Planning Director Cassie Rose explained that the Common Council wants to sub-divide the lot into three lots, gift two lots to the Madison County Industrial Development Agency that will eventually merge into one lot. The city will retain the other lot.

The IDA is facilitating a sale of the Oneida Plaza Building that sets north of the Kallet on Main Street. The sale is not final as of yet and according to fire Chief Greg Myers, Dr. John J. Costello Jr. is looking to purchase the building.

Myers, who had a site plan of the parking lot in his possession, said he was not opposed to the sub-division or the gift or the sale, but opposes plans that show a fence being erected around the lot behind the Plaza building.

Myers said it would be very difficult for fire personnel to get into that area during an emergency if there was a fence there.

Also discussed was the city losing parking spaces during the hours of 7 a.m. to 3 p.m. Myers said the building’s new owners would allow public parking before and after those hours. But during those hours would monitor the lot.
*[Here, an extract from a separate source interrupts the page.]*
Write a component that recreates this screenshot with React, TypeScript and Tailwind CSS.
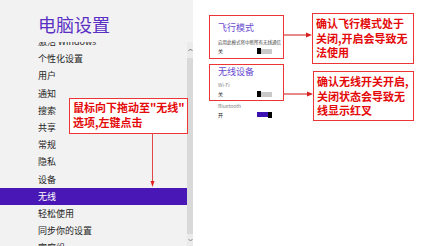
import React from 'react';

const items = ['激活 Windows', '个性化设置', '用户', '通知', '搜索', '共享', '常规', '隐私', '设备', '无线', '轻松使用', '同步你的设置', '家庭组'];

function Toggle({ on }: { on?: boolean }) {
  return on ? (
    <div className="flex h-[6px] w-[15px] items-center">
      <div className="h-[5px] w-[11px] bg-[#3d12b3]" />
      <div className="h-[6px] w-[4px] bg-black" />
    </div>
  ) : (
    <div className="flex h-[6px] w-[15px] items-center">
      <div className="h-[6px] w-[4px] bg-black" />
      <div className="h-[5px] w-[11px] bg-[#c9c9c9]" />
    </div>
  );
}

export default function App() {
  return (
    <div className="relative flex h-[246px] w-[437px] overflow-hidden bg-white font-['Noto_Sans_CJK_SC','Noto_Sans',sans-serif]">
      {/* left panel */}
      <div className="flex h-[246px] w-[193px] flex-col bg-[#f2f2f2]">
        <div className="h-[42px] pl-[38px] pt-[15px] text-[18px] leading-[18px] text-[#5a30c4]">电脑设置</div>
        <div className="flex min-h-0 flex-1">
          <div className="min-w-0 flex-1 overflow-hidden">
            <div className="-mt-[8.8px]">
              {items.map((t) => (
                <div
                  key={t}
                  className={
                    t === '无线'
                      ? 'flex h-[17.2px] items-center bg-[#4917b5] pl-[38px] text-[9px] text-white'
                      : 'flex h-[17.2px] items-center pl-[38px] text-[9px] text-[#262626]'
                  }
                >
                  {t}
                </div>
              ))}
            </div>
          </div>
          <div className="flex w-[6px] flex-col bg-[#ebebeb]">
            <div className="flex h-[16px] items-center justify-center">
              <svg width="5" height="4" viewBox="0 0 5 4">
                <path d="M0.5 3 L2.5 1 L4.5 3" stroke="#777" strokeWidth="1" fill="none" />
              </svg>
            </div>
            <div className="flex-1 bg-[#d9d9d9]" />
            <div className="flex h-[12px] items-center justify-center">
              <svg width="5" height="4" viewBox="0 0 5 4">
                <path d="M0.5 1 L2.5 3 L4.5 1" stroke="#888" strokeWidth="1" fill="none" />
              </svg>
            </div>
          </div>
        </div>
      </div>

      {/* right settings */}
      <div className="flex-1">
        <div className="ml-[16px] w-[75px] pt-[15px]">
          <div className="h-[44px] border border-[#ee3535] px-[8px]">
            <div className="mt-[7px] text-[9px] leading-[10px] text-[#6a4ad0]">飞行模式</div>
            <div className="mt-[6px] whitespace-nowrap text-[4.5px] leading-[6px] text-[#444]">启用此模式将中断所有无线通信</div>
            <div className="mt-[3px] flex h-[6px] items-center">
              <div className="w-[39px] text-[5px] leading-[6px] text-[#222]">关</div>
              <Toggle />
            </div>
          </div>
          <div className="mt-[5px] h-[37px] border border-[#ee3535] px-[8px]">
            <div className="mt-[2px] text-[9px] leading-[10px] text-[#6a4ad0]">无线设备</div>
            <div className="mt-[5px] text-[5px] leading-[6px] text-[#888]">Wi-Fi</div>
            <div className="mt-[3px] flex h-[6px] items-center">
              <div className="w-[39px] text-[5px] leading-[6px] text-[#222]">关</div>
              <Toggle />
            </div>
          </div>
          <div className="pl-[9px]">
            <div className="mt-[2px] text-[5px] leading-[6px] text-[#888]">Bluetooth</div>
            <div className="mt-[2.5px] flex h-[6px] items-center">
              <div className="w-[39px] text-[5px] leading-[6px] text-[#222]">开</div>
              <Toggle on />
            </div>
          </div>
        </div>
      </div>

      {/* annotations */}
      <div className="absolute left-[69px] top-[98px] h-[36px] w-[119px] whitespace-nowrap border border-[#ee3535] bg-white pl-[3px] pt-[0.5px] text-[11px] font-bold leading-[15px] text-[#e40a0a]">
        {'鼠标向下拖动至"无线"'}
        <br />
        选项,左键点击
      </div>
      <svg className="absolute left-[149px] top-[133px]" width="7" height="55" viewBox="0 0 7 55">
        <line x1="3.5" y1="0" x2="3.5" y2="49" stroke="#e24848" strokeWidth="1" />
        <polygon points="1.5,48 3.5,54 5.5,48" fill="#e02020" />
      </svg>

      <div className="absolute left-[312px] top-[13px] h-[51px] w-[102px] whitespace-nowrap border border-[#ee3535] bg-white pl-[3px] pt-[2px] text-[11px] font-bold leading-[14.5px] text-[#e40a0a]">
        确认飞行模式处于
        <br />
        关闭,开启会导致无
        <br />
        法使用
      </div>
      <svg className="absolute left-[283px] top-[31px]" width="30" height="8" viewBox="0 0 30 8">
        <line x1="0" y1="4" x2="24" y2="4" stroke="#d93a3a" strokeWidth="1.2" />
        <polygon points="23,1.5 29,4 23,6.5" fill="#d82020" />
      </svg>

      <div className="absolute left-[313px] top-[71px] h-[50px] w-[101px] whitespace-nowrap border border-[#ee3535] bg-white pl-[3px] pt-[2px] text-[11px] font-bold leading-[14.5px] text-[#e40a0a]">
        确认无线开关开启,
        <br />
        关闭状态会导致无
        <br />
        线显示红叉
      </div>
      <svg className="absolute left-[284px] top-[90px]" width="30" height="8" viewBox="0 0 30 8">
        <line x1="0" y1="4" x2="24" y2="4" stroke="#d93a3a" strokeWidth="1.2" />
        <polygon points="23,1.5 29,4 23,6.5" fill="#d82020" />
      </svg>
    </div>
  );
}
Members of the Commission also expressed opposition to the fence but if the fence is three-feet tall or less, than a permit is not required. As long as it meets city codes, it can go up.

City Attorney Nadine Bell said she would put a courtesy call into city officials that addresses the Commissions displeasure with the fence.

Bell also explained the city cannot sell property but once it’s gifted can be paid for its value through the sale.